EDIT1: My machine has Core i5 8600 and 4 memory banks 4 GB each. The CPU natively supports both 2MB and 1GB pages (it has pse & pdpe1gb flags, see: https://wiki.debian.org/Hugepages#x86_64). I was measuring machine time, not CPU time, I updated the code and the results now are average of 25 tests.

I was also told that this test does better on 2MB pages than normal 4KB ones.

Solution

Intel was kind enough to reply to this issue. See their answer below.

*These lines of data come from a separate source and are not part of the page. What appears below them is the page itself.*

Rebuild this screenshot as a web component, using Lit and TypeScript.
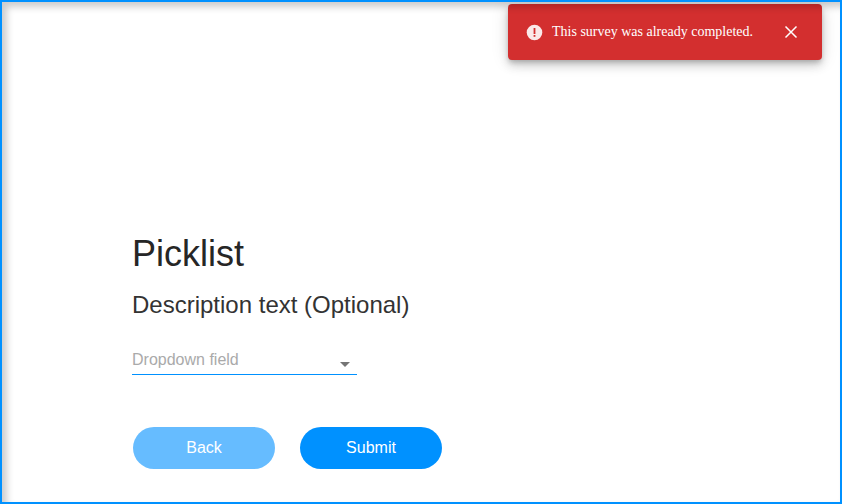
import { LitElement, html, css } from "lit";
import { customElement } from "lit/decorators.js";

@customElement("app-root")
export class AppRoot extends LitElement {
  static styles = css`
    :host {
      display: block;
      width: 842px;
      height: 504px;
    }
    * {
      box-sizing: border-box;
    }
    .frame {
      position: relative;
      width: 842px;
      height: 504px;
      border: 2px solid #0091ff;
      background: #fff;
      overflow: hidden;
      font-family: "Liberation Sans", Arial, sans-serif;
    }
    .edge {
      position: absolute;
      inset: 0;
      pointer-events: none;
      box-shadow: inset 5px 5px 7px 0 rgba(0, 0, 0, 0.2);
    }
    .content {
      display: flex;
      flex-direction: column;
      align-items: flex-start;
      padding: 232px 0 0 130px;
    }
    h1 {
      margin: 0;
      font-size: 36px;
      line-height: 40px;
      font-weight: 400;
      color: #262626;
    }
    .desc {
      margin: 17px 0 0;
      font-size: 24px;
      line-height: 28px;
      color: #333;
    }
    .field {
      display: flex;
      justify-content: space-between;
      align-items: center;
      width: 225px;
      height: 27px;
      margin-top: 29px;
      padding: 0 7px 2px 0;
      border-bottom: 1px solid #0091ff;
      font-size: 16px;
      color: #aaa;
    }
    .caret {
      width: 0;
      height: 0;
      margin-top: 8px;
      border-left: 5px solid transparent;
      border-right: 5px solid transparent;
      border-top: 5px solid #757575;
    }
    .actions {
      display: flex;
      gap: 25px;
      margin: 52px 0 0 1px;
    }
    button {
      width: 142px;
      height: 42px;
      border: 0;
      border-radius: 21px;
      background: #0091ff;
      color: #fff;
      font: 16px "Liberation Sans", Arial, sans-serif;
      padding: 0;
    }
    button.back {
      background: #66bcff;
    }
    .toast {
      position: absolute;
      top: 2px;
      left: 506px;
      display: flex;
      align-items: center;
      width: 314px;
      height: 56px;
      padding: 0 24px 0 18px;
      border-radius: 4px;
      background: #d32f2f;
      box-shadow: 0 3px 5px -1px rgba(0, 0, 0, 0.2), 0 6px 10px 0 rgba(0, 0, 0, 0.14),
        0 1px 18px 0 rgba(0, 0, 0, 0.12);
      color: #fff;
      font-family: "Liberation Serif", "Times New Roman", serif;
      font-size: 14px;
    }
    .toast span {
      flex: 1;
      margin-left: 9px;
    }
    .toast svg {
      display: block;
    }
  `;

  render() {
    return html`
      <div class="frame">
        <div class="content">
          <h1>Picklist</h1>
          <p class="desc">Description text (Optional)</p>
          <div class="field">
            Dropdown field
            <i class="caret"></i>
          </div>
          <div class="actions">
            <button class="back">Back</button>
            <button>Submit</button>
          </div>
        </div>
        <div class="toast">
          <svg width="17" height="17" viewBox="0 0 17 17">
            <circle cx="8.5" cy="8.5" r="7.8" fill="#fbe9e9"></circle>
            <rect x="7.6" y="4" width="1.8" height="6" fill="#d32f2f"></rect>
            <rect x="7.6" y="11" width="1.8" height="1.8" fill="#d32f2f"></rect>
          </svg>
          <span>This survey was already completed.</span>
          <svg width="14" height="14" viewBox="0 0 14 14">
            <path d="M1.5 1.5l11 11M12.5 1.5l-11 11" stroke="#fff" stroke-width="1.5" fill="none"></path>
          </svg>
        </div>
        <div class="edge"></div>
      </div>
    `;
  }
}
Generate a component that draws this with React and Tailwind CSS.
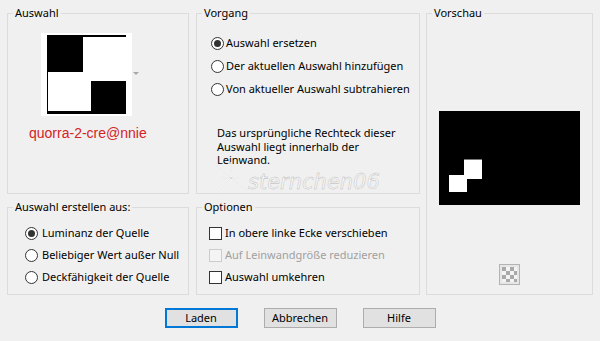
import React from "react";

function Group({ title, className = "", children }) {
  return (
    <fieldset className={`border border-[#dcdcdc] ${className}`}>
      <legend className="ml-[5px] px-[2px] text-[11px] leading-[16px] text-black">{title}</legend>
      {children}
    </fieldset>
  );
}

function Radio({ checked, label, gap = "ml-[2px]", h = "h-[23px]" }) {
  return (
    <div className={`flex items-center ${h}`}>
      <span className="flex h-[13px] w-[13px] items-center justify-center rounded-full border border-[#333333] bg-white">
        {checked && <span className="h-[7px] w-[7px] rounded-full bg-[#333333]" />}
      </span>
      <span className={gap}>{label}</span>
    </div>
  );
}

function Check({ label, disabled }) {
  return (
    <div className="flex h-[22px] items-center">
      <span
        className={`h-[13px] w-[13px] border ${disabled ? "border-[#cccccc] bg-[#f4f4f4]" : "border-[#333333] bg-white"}`}
      />
      <span className={`ml-[3px] ${disabled ? "text-[#a0a0a0]" : ""}`}>{label}</span>
    </div>
  );
}

export default function App() {
  return (
    <div className="relative h-[341px] w-[600px] overflow-hidden bg-[#f0f0f0] px-[7px] pt-[5px] font-['Noto_Sans',sans-serif] text-[11px] text-black">
      <div className="flex">
        <div className="grid grid-cols-[182px_224px] grid-rows-[189px_96px] gap-x-[7px] gap-y-[5px]">
          <Group title="Auswahl" className="h-[189px] w-[182px]">
            <div className="flex flex-col items-start">
              <div className="ml-[33px] mt-[12px] flex items-center">
                <div className="h-[83px] w-[91px] bg-white">
                  <svg width="91" height="83" viewBox="0 0 91 83">
                    <rect x="6" y="2" width="79" height="79" fill="#000" />
                    <rect x="42" y="4" width="43" height="44" fill="#fff" />
                    <rect x="7" y="39" width="43" height="39" fill="#fff" />
                  </svg>
                </div>
                <svg width="6" height="4" viewBox="0 0 6 4" className="ml-[1px] mt-[-2px]">
                  <path d="M0 0 L6 0 L3 3 Z" fill="#a8a8a8" />
                </svg>
              </div>
              <div className="ml-[21px] mt-[9px] font-['Liberation_Sans',Arial,sans-serif] text-[14px] leading-[16px] text-[#d42323]">
                quorra-2-cre@nnie
              </div>
            </div>
          </Group>

          <Group title="Vorgang" className="relative h-[189px] w-[224px]">
            <div className="pl-[14px] pt-[11px]">
              <Radio checked label="Auswahl ersetzen" />
              <Radio label="Der aktuellen Auswahl hinzufügen" />
              <Radio label="Von aktueller Auswahl subtrahieren" />
            </div>
            <p className="ml-[20px] mt-[25px] leading-[13.5px]">
              Das ursprüngliche Rechteck dieser
              <br />
              Auswahl liegt innerhalb der
              <br />
              Leinwand.
            </p>
          </Group>

          <Group title="Auswahl erstellen aus:" className="h-[96px] w-[182px]">
            <div className="pl-[17px] pt-[7px]">
              <Radio checked label="Luminanz der Quelle" gap="ml-[4px]" h="h-[22px]" />
              <Radio label="Beliebiger Wert außer Null" gap="ml-[4px]" h="h-[22px]" />
              <Radio label="Deckfähigkeit der Quelle" gap="ml-[4px]" h="h-[22px]" />
            </div>
          </Group>

          <Group title="Optionen" className="h-[96px] w-[224px]">
            <div className="pl-[12px] pt-[7px]">
              <Check label="In obere linke Ecke verschieben" />
              <Check label="Auf Leinwandgröße reduzieren" disabled />
              <Check label="Auswahl umkehren" />
            </div>
          </Group>
        </div>

        <Group title="Vorschau" className="ml-[6px] h-[290px] w-[168px]">
          <div className="flex flex-col items-center">
            <div className="mt-[90px] h-[94px] w-[141px] bg-black">
              <svg width="141" height="94" viewBox="0 0 141 94">
                <rect x="25" y="48" width="18" height="20" fill="#fff" />
                <rect x="25" y="48" width="18" height="1" fill="#777" />
                <rect x="10" y="64" width="18" height="17" fill="#fff" />
              </svg>
            </div>
            <div className="mt-[59px] flex h-[21px] w-[21px] items-center justify-center border border-[#b4b4b4] bg-[#e6e6e6]">
              <svg width="15" height="15" viewBox="0 0 15 15">
                <rect width="15" height="15" fill="#f4f4f4" />
                <rect x="0" y="0" width="4" height="4" fill="#a9a9a9" />
                <rect x="8" y="0" width="4" height="4" fill="#a9a9a9" />
                <rect x="4" y="4" width="4" height="4" fill="#a9a9a9" />
                <rect x="12" y="4" width="3" height="4" fill="#a9a9a9" />
                <rect x="0" y="8" width="4" height="4" fill="#a9a9a9" />
                <rect x="8" y="8" width="4" height="4" fill="#a9a9a9" />
                <rect x="4" y="12" width="4" height="3" fill="#a9a9a9" />
                <rect x="12" y="12" width="3" height="3" fill="#a9a9a9" />
              </svg>
            </div>
          </div>
        </Group>
      </div>

      <div className="mt-[13px] flex justify-center gap-[26px] text-[11px]">
        <button className="h-[20px] w-[73px] border-2 border-[#0078d7] bg-[#e1e1e1] leading-[16px]">Laden</button>
        <button className="h-[20px] w-[73px] border border-[#adadad] bg-[#e1e1e1] leading-[18px]">Abbrechen</button>
        <button className="h-[20px] w-[73px] border border-[#adadad] bg-[#e1e1e1] leading-[18px]">Hilfe</button>
      </div>

      {/* watermark overlay */}
      <div className="pointer-events-none absolute left-[212px] top-[160px] flex items-center">
        <svg width="40" height="34" viewBox="0 0 40 34">
          <g stroke="#ffffff" strokeWidth="1.4" fill="none">
            <path d="M4 6 L34 30 M32 4 L6 32 M19 2 L19 13 M8 18 L30 18" />
          </g>
          <g stroke="#c4c4c4" strokeWidth="0.5" fill="none">
            <path d="M4 6 L34 30 M32 4 L6 32 M19 2 L19 13 M8 18 L30 18" />
          </g>
        </svg>
        <span className="-ml-[4px] mt-[10px] font-['DejaVu_Sans',sans-serif] text-[21px] italic leading-[22px] text-[#f6f6f6] [-webkit-text-stroke:0.4px_#b8b8b8]">
          sternchen06
        </span>
      </div>
    </div>
  );
}
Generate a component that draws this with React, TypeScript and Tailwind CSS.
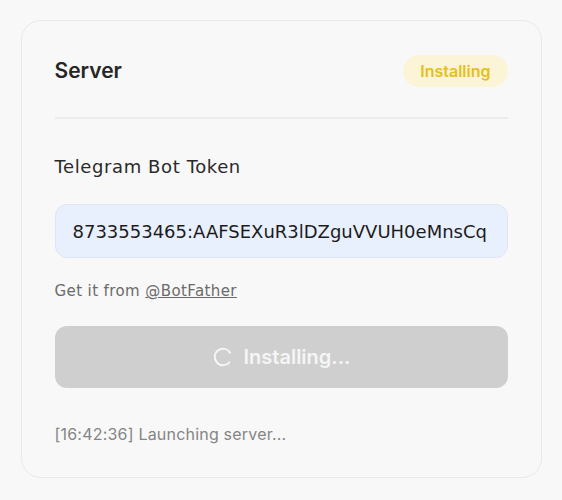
import React from "react";

export default function App() {
  return (
    <div className="min-h-[500px] w-full bg-[#f8f8f8] pt-[20px] [font-family:Inter,'Liberation_Sans',sans-serif]">
      <div className="mx-auto w-[521px] rounded-[20px] border border-[#e9e9e9] bg-[#f8f8f8] px-[33px] pt-[34px] pb-[31px]">
        <div className="flex h-[64px] items-start justify-between border-b-2 border-[#ececec]">
          <div className="text-[21px] font-semibold leading-[32px] text-[#262626]">Server</div>
          <div className="rounded-full bg-[#fcf4d6] px-[17px] py-[6px] text-[16px] font-semibold leading-[20px] text-[#e5bf1c]">
            Installing
          </div>
        </div>
        <div className="mt-[34px] text-[18px] leading-[28px] tracking-[0.6px] text-[#2a2a2a] [font-family:'DejaVu_Sans',sans-serif]">
          Telegram Bot Token
        </div>
        <div className="mt-[23px] flex h-[54px] items-center rounded-[12px] border border-[#dfe6f3] bg-[#e8f0fe] px-[17px] text-[18px] text-[#1c1c1c] [font-family:'DejaVu_Sans',sans-serif]">
          8733553465:AAFSEXuR3lDZguVVUH0eMnsCq
        </div>
        <div className="mt-[23px] text-[15px] leading-[20px] tracking-[0.4px] text-[#6b6b6b] [font-family:'DejaVu_Sans',sans-serif]">
          Get it from <span className="underline">@BotFather</span>
        </div>
        <div className="mt-[25px] flex h-[62px] items-center justify-center gap-[10px] rounded-[12px] bg-[#cfcfcf]">
          <svg width="22" height="22" viewBox="0 0 24 24" fill="none" stroke="#f5f5f5" strokeWidth="2.2" strokeLinecap="round" className="rotate-[40deg]">
            <path d="M21 12a9 9 0 1 1-6.219-8.56" />
          </svg>
          <span className="text-[20px] font-semibold text-[#f5f5f5]">Installing...</span>
        </div>
        <div className="mt-[34px] text-[16px] leading-[24px] tracking-[0.2px] text-[#858585]">[16:42:36] Launching server...</div>
      </div>
    </div>
  );
}
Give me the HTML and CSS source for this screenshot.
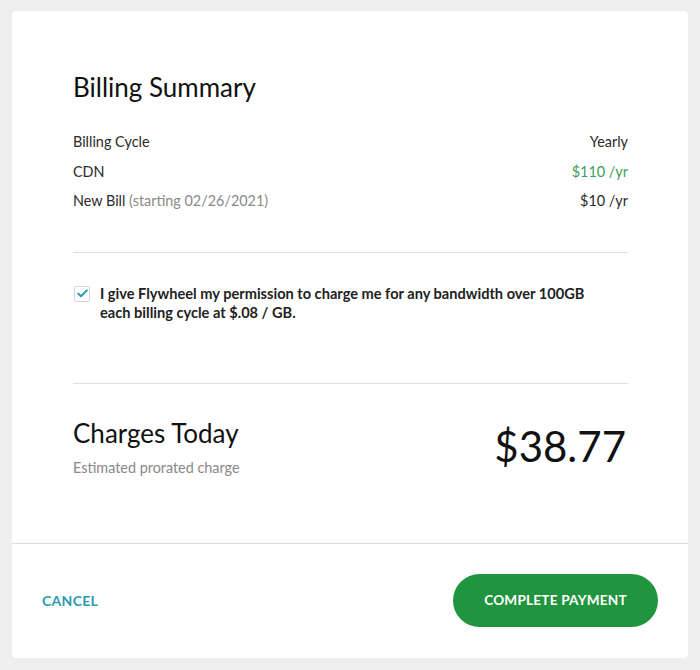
FILE: index.html
```html
<!DOCTYPE html>
<html lang="en">
<head>
<meta charset="utf-8">
<title>Billing Summary</title>
<link rel="stylesheet" href="styles.css">
</head>
<body>
<div class="card">
  <div class="content">
    <h1 class="title">Billing Summary</h1>
    <div class="rows">
      <div class="row"><span>Billing Cycle</span><span>Yearly</span></div>
      <div class="row"><span>CDN</span><span class="green">$110 /yr</span></div>
      <div class="row"><span>New Bill <span class="muted">(starting 02/26/2021)</span></span><span>$10 /yr</span></div>
    </div>
    <hr class="divider">
    <label class="consent">
      <span class="box"><svg width="11" height="9" viewBox="0 0 11 9"><path d="M1.2 4.6 L4 7.3 L9.8 1.4" fill="none" stroke="#2a9cb0" stroke-width="2" stroke-linecap="round" stroke-linejoin="round"/></svg></span>
      <span class="consent-text">I give Flywheel my permission to charge me for any bandwidth over 100GB each billing cycle at $.08 / GB.</span>
    </label>
    <hr class="divider divider-2">
    <div class="charges">
      <div>
        <h2 class="title">Charges Today</h2>
        <div class="sub">Estimated prorated charge</div>
      </div>
      <div class="amount">$38.77</div>
    </div>
  </div>
  <div class="footer">
    <a class="cancel" href="#">CANCEL</a>
    <button class="pay">COMPLETE PAYMENT</button>
  </div>
</div>
</body>
</html>
```
FILE: styles.css
```css
* { box-sizing: border-box; }
html, body { margin: 0; }
body {
  background: #efeeee;
  padding: 11px 12px 12px 12px;
  font-family: Lato, "Open Sans", sans-serif;
  color: #1b1b1b;
}
.card {
  background: #fff;
  border-radius: 4px;
  width: 676px;
  height: 647px;
  display: flex;
  flex-direction: column;
}
.content {
  flex: 1;
  padding: 62px 60px 0 61px;
}
.title {
  margin: 0;
  font-size: 26px;
  font-weight: 400;
  line-height: 29px;
  color: #111;
}
.rows { margin-top: 25px; }
.row {
  display: flex;
  justify-content: space-between;
  font-size: 14.4px;
  line-height: 29.5px;
  color: #2b2b2b;
}
.green { color: #3c9f5c; }
.muted { color: #8a8a8a; }
.divider {
  border: 0;
  border-top: 1px solid #dedede;
  margin: 36px 0 0 0;
}
.consent {
  display: flex;
  align-items: flex-start;
  gap: 10px;
  margin-top: 31px;
  padding-left: 1px;
}
.box {
  flex: none;
  width: 16px;
  height: 16px;
  border: 1px solid #d6d6d6;
  border-radius: 2px;
  display: flex;
  align-items: center;
  justify-content: center;
  margin-top: 2px;
}
.consent-text {
  font-size: 14.6px;
  font-weight: 700;
  line-height: 19px;
  color: #222;
  max-width: 495px;
}
.divider-2 { margin-top: 61px; }
.charges {
  display: flex;
  justify-content: space-between;
  align-items: flex-start;
  margin-top: 35px;
}
.sub {
  margin-top: 11px;
  font-size: 14.4px;
  line-height: 18px;
  color: #888;
}
.amount {
  font-size: 42px;
  line-height: 50px;
  margin-top: 2px;
  color: #111;
  margin-right: 2px;
}
.footer {
  height: 115px;
  border-top: 1px solid #dcdcdc;
  display: flex;
  align-items: center;
  justify-content: space-between;
  padding: 0 30px 2px 30px;
}
.cancel {
  color: #2a9cb0;
  font-size: 14px;
  font-weight: 700;
  letter-spacing: 0.3px;
  text-decoration: none;
}
.pay {
  width: 205px;
  height: 53px;
  border: 0;
  border-radius: 27px;
  background: #21943f;
  color: #fff;
  font-family: inherit;
  font-size: 13.6px;
  font-weight: 700;
  letter-spacing: 0.2px;
  cursor: pointer;
}
```
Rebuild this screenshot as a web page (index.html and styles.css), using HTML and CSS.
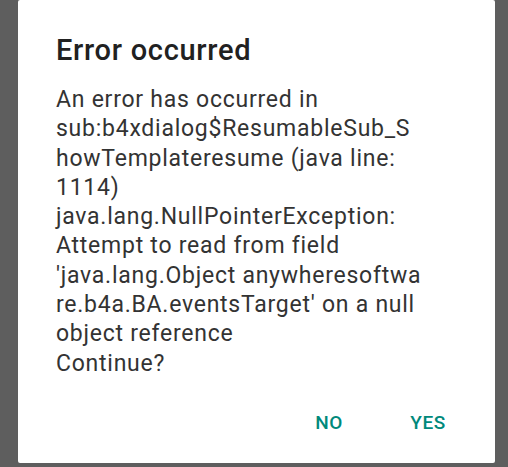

This issue is due to how physical pages are actually committed. In case of 1GB pages, the memory is contiguous. So, as soon as you write to any one byte within the 1GB page, the entire 1GB page is assigned. However, with 4KB pages, the physical pages get allocated as and when you touch for the first time in each of the 4KB pages.

for (uint64_t i = 0; i < size / MESSINESS_LEVEL / sizeof(*ptr); i++) {
   for (uint64_t j = 0; j < MESSINESS_LEVEL; j++) {
       index = i + j * size / MESSINESS_LEVEL / sizeof(*ptr);
           ptr[index] = index * 5;
   }
}

In the innermost loop, the index changes at a stride of 512KB. So, consecutive references map at 512KB offsets. Typically caches have 2048 sets (which is 2^11). So, bits 6:16 select the sets. But if you stride at 512KB offsets, bits 6:16 would be the same ending up selecting the same set and losing the spatial locality.

We would recommend initializing the entire 1GB buffer sequentially (in the small page test) as below before starting the clock to time it

for (uint64_t i = 0; i < size / sizeof(*ptr); i++)
    ptr[i] = i * 5;

Basically, the issue is with set conflicts resulting in cache misses in case of huge pages compared to small pages due to very large constant offsets. When you use constant offsets, the test is really not random.